More, at a time when many people didn’t really know what to make of gay culture in the mainstream, the success and embracing of The Birdcage made the important point that the community has a sense of humor about itself. Even when you’re on the outside, and even if you’re often misunderstood, you don’t lose the ability—or the desire—to laugh at yourself.
But if The Birdcage dressed up (in feather boas and bedazzled gowns, no less) the cultural imperative of gay inclusiveness, HBO’s Angels in America miniseries was the alternately epic and gritty screed on the pain, scars, and ghosts of marginalization.

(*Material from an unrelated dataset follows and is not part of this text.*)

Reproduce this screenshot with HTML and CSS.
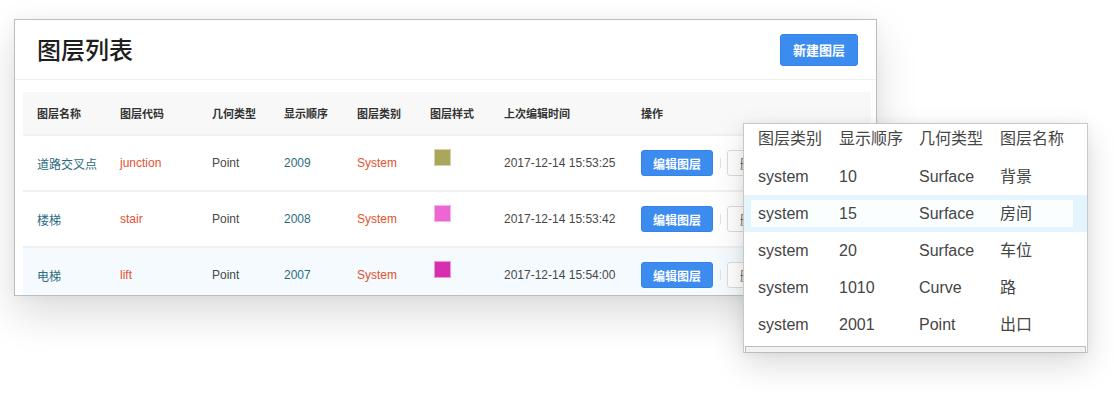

Nichols’s six-hour, star-studded HBO adaptation of Tony Kushner’s two-part Pulitzer Prize-winning play, both a fantastical and unflinchingly real depiction of the ravages of the AIDS epidemic on the gay community, is considered—through an admittedly informal poll of “people I speak to and respect”—to be among the most important televised events of the last 20 years.
It seemed nearly impossible to derive any more breadth, guttural emotion, or cultural importance from Kushner’s staged productions in the early ‘90s, which had already been genuflected to, canonized, and heralded to the heavens and back. But there’s a monumental power that one has in translating this work to screen, and putting it on a platform as respected and popular as HBO, and Nichols wielded it with deft genius and great responsibility.

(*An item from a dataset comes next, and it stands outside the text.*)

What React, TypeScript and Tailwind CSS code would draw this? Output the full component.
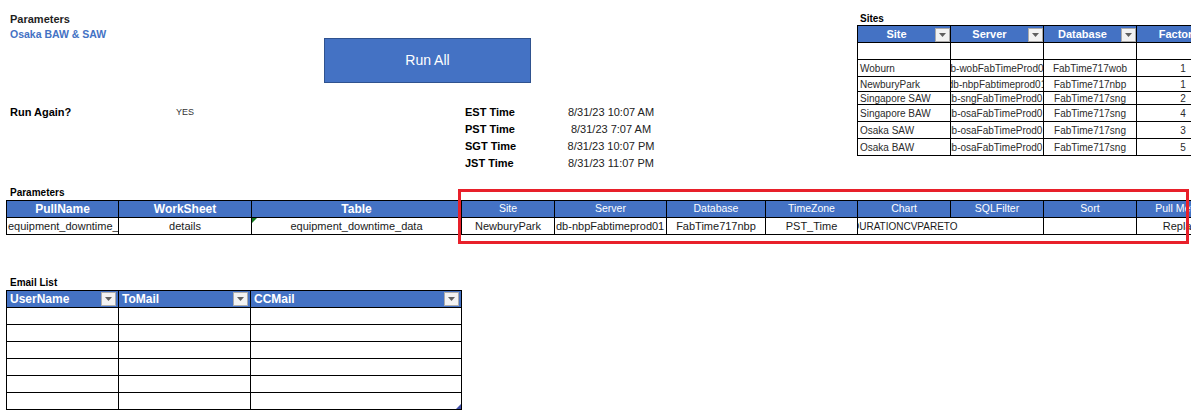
import React from "react";

const Drop = () => (
  <span className="flex h-[14px] w-[15px] shrink-0 items-center justify-center border border-[#ababab] bg-[#f2f2f2]">
    <svg width="7" height="4" viewBox="0 0 7 4">
      <path d="M0 0h7L3.5 4z" fill="#5f5f5f" />
    </svg>
  </span>
);

const sites = [
  { site: "", server: "", db: "", factor: "", h: "h-[17px]" },
  { site: "Woburn", server: "db-wobFabTimeProd01", db: "FabTime717wob", factor: "1", h: "h-[17px]" },
  { site: "NewburyPark", server: "db-nbpFabtimeprod01", db: "FabTime717nbp", factor: "1", h: "h-[15px]" },
  { site: "Singapore SAW", server: "db-sngFabTimeProd01", db: "FabTime717sng", factor: "2", h: "h-[13px]" },
  { site: "Singapore BAW", server: "db-osaFabTimeProd01", db: "FabTime717sng", factor: "4", h: "h-[17px]" },
  { site: "Osaka SAW", server: "db-osaFabTimeProd01", db: "FabTime717sng", factor: "3", h: "h-[17px]" },
  { site: "Osaka BAW", server: "db-osaFabTimeProd01", db: "FabTime717sng", factor: "5", h: "h-[17px]" },
];

const times = [
  { label: "EST Time", value: "8/31/23 10:07 AM" },
  { label: "PST Time", value: "8/31/23 7:07 AM" },
  { label: "SGT Time", value: "8/31/23 10:07 PM" },
  { label: "JST Time", value: "8/31/23 11:07 PM" },
];

const paramCols = [
  { name: "Site", w: "w-[93px]" },
  { name: "Server", w: "w-[112px]" },
  { name: "Database", w: "w-[99px]" },
  { name: "TimeZone", w: "w-[92px]" },
  { name: "Chart", w: "w-[93px]" },
  { name: "SQLFilter", w: "w-[93px]" },
  { name: "Sort", w: "w-[93px]" },
  { name: "Pull Method", w: "w-[93px]" },
];

const cell = "flex shrink-0 items-center overflow-hidden whitespace-nowrap border-r border-b border-black";

export default function App() {
  return (
    <div className="relative h-[418px] w-[1191px] overflow-hidden bg-white font-['Liberation_Sans',Arial,sans-serif] text-black">
      {/* top: parameters, button, times, sites */}
      <div className="flex h-[186px]">
        <div className="w-[857px] shrink-0 pt-[12px]">
          <div className="h-[14px] pl-[10px] text-[11px] font-bold leading-[14px] text-[#1f1f1f]">Parameters</div>
          <div className="h-[12px] pl-[10px] text-[10.5px] font-bold leading-[16px] text-[#4472c4]">Osaka BAW &amp; SAW</div>
          <div className="ml-[324px] flex h-[45px] w-[207px] items-center justify-center border border-[#2f528f] bg-[#4472c4] text-[14px] text-white">
            Run All
          </div>
          <div className="mt-[21px] flex">
            <div className="flex h-[17px] w-[465px] shrink-0 items-center pl-[10px]">
              <span className="w-[166px] text-[11px] font-bold">Run Again?</span>
              <span className="text-[9px] text-[#333]">YES</span>
            </div>
            <div className="flex flex-col">
              {times.map((t) => (
                <div key={t.label} className="flex h-[17px] items-center">
                  <span className="w-[101px] text-[11px] font-bold">{t.label}</span>
                  <span className="w-[90px] text-center text-[11px] text-[#222]">{t.value}</span>
                </div>
              ))}
            </div>
          </div>
        </div>

        <div className="shrink-0 pt-[12px]">
          <div className="h-[13px] pl-[3px] text-[10px] font-bold leading-[13px]">Sites</div>
          <div className="w-max border-l border-t border-black">
            <div className="flex h-[17px] bg-[#4472c4] text-[11px] font-bold text-white">
              {["Site", "Server", "Database", "Factor"].map((h) => (
                <div key={h} className="flex w-[93px] shrink-0 items-end border-r border-b border-black">
                  <span className="flex h-full flex-1 items-center justify-center">{h}</span>
                  <Drop />
                </div>
              ))}
            </div>
            {sites.map((s, i) => (
              <div key={i} className={`flex text-[10px] text-[#2b2b2b] ${s.h}`}>
                <div className={`${cell} w-[93px] pl-[2px]`}>{s.site}</div>
                <div className={`${cell} w-[93px] justify-center`}>{s.server}</div>
                <div className={`${cell} w-[93px] justify-center`}>{s.db}</div>
                <div className={`${cell} w-[93px] justify-center`}>{s.factor}</div>
              </div>
            ))}
          </div>
        </div>
      </div>

      {/* parameters table */}
      <div className="h-[14px] pl-[10px] text-[10px] font-bold leading-[14px]">Parameters</div>
      <div className="ml-[6px] w-max border-l border-t border-black">
        <div className="flex h-[17px] bg-[#4472c4] text-white">
          <div className={`${cell} w-[112px] justify-center text-[12px] font-bold`}>PullName</div>
          <div className={`${cell} w-[133px] justify-center text-[12px] font-bold`}>WorkSheet</div>
          <div className={`${cell} w-[210px] justify-center text-[12px] font-bold`}>Table</div>
          {paramCols.map((c) => (
            <div key={c.name} className={`${cell} ${c.w} justify-center text-[10.5px]`}>
              {c.name}
            </div>
          ))}
        </div>
        <div className="flex h-[17px] text-[11px] text-[#1a1a1a]">
          <div className={`${cell} w-[112px] pl-[1px]`}>equipment_downtime_data</div>
          <div className={`${cell} w-[133px] justify-center`}>details</div>
          <div className={`${cell} relative w-[210px] justify-center`}>
            <svg className="absolute left-0 top-0" width="5" height="5" viewBox="0 0 5 5">
              <path d="M0 0h5L0 5z" fill="#137a1f" />
            </svg>
            equipment_downtime_data
          </div>
          <div className={`${cell} w-[93px] justify-center`}>NewburyPark</div>
          <div className={`${cell} w-[112px] pl-[1px]`}>db-nbpFabtimeprod01</div>
          <div className={`${cell} w-[99px] justify-center`}>FabTime717nbp</div>
          <div className={`${cell} w-[92px] justify-center`}>PST_Time</div>
          <div className={`${cell} w-[186px] text-[10px]`}>
            <span className="ml-[-6px]">DURATIONCVPARETO</span>
          </div>
          <div className={`${cell} w-[93px]`}></div>
          <div className={`${cell} w-[93px] justify-center`}>Replace</div>
        </div>
      </div>

      {/* email list */}
      <div className="mt-[41px] h-[14px] pl-[10px] text-[10px] font-bold leading-[14px]">Email List</div>
      <div className="ml-[6px] w-max border-l border-t border-black">
        <div className="flex h-[17px] bg-[#4472c4] text-[12px] font-bold text-white">
          <div className={`${cell} w-[112px] justify-between pl-[3px] pr-[2px]`}>
            <span>UserName</span>
            <Drop />
          </div>
          <div className={`${cell} w-[132px] justify-between pl-[3px] pr-[2px]`}>
            <span>ToMail</span>
            <Drop />
          </div>
          <div className={`${cell} w-[211px] justify-between pl-[3px] pr-[2px]`}>
            <span>CCMail</span>
            <Drop />
          </div>
        </div>
        {[0, 1, 2, 3, 4, 5].map((r) => (
          <div key={r} className="flex h-[17px]">
            <div className={`${cell} w-[112px]`}></div>
            <div className={`${cell} w-[132px]`}></div>
            <div className={`${cell} relative w-[211px]`}>
              {r === 5 && (
                <svg className="absolute bottom-0 right-0" width="5" height="5" viewBox="0 0 5 5">
                  <path d="M5 0v5H0z" fill="#3f4fa8" />
                </svg>
              )}
            </div>
          </div>
        ))}
      </div>

      {/* highlight box drawn over the sheet */}
      <div className="absolute left-[458px] top-[189px] h-[55px] w-[731px] border-[3px] border-[#e8202a]"></div>
    </div>
  );
}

If The Birdcage said about the gay community that it’s time to get over it and bring them into the fold, Angels in America, with its grand-scale intimacy, is a searing reminder of why we can never forget its history of despair, suffered so lonely on the outside. That a television series about such things can be called important, win 11 Emmys, and carry its own cultural legacy is one of Mike Nichols’s greatest achievements.
It would be foolish to celebrate Nichols’s impact on gay society by reducing it to the mere fact that he made two big movies—well, one film and one miniseries—about gay people. As a leader, though perhaps an unknowing one, in a Hollywood revolution with a penchant for empowering the outsiders and a keen eye for taste, fabulousness, and strong women, he imbued the community with so much more.
He gave us a little orphan girl in a red wig belting “Tomorrow.” He gave us Anne Bancroft in fur, Liz Taylor on a boozy tear, Shirley MacLaine doing her best Debbie Reynolds, Sigourney Weaver in shoulder pads, and Julia Roberts screaming about how Jude Law’s cum tastes. He gave us camp. He gave us divas. He gave us icons. He gave us gay culture.
Who’s to say where Nichols found his kindred spirit with those who were marginalized. There’s a famous, cutesy story of when Nichols, then Michael Igor Peschkowsky, arrived in New York after escaping Berlin. Then just 8-years-old he saw writing on a deli Billboard that was in Hebrew. He asked his father, “Is that allowed?”
Perhaps, then, his legacy’s subtle socio-political message: yes, we’re allowed. We are.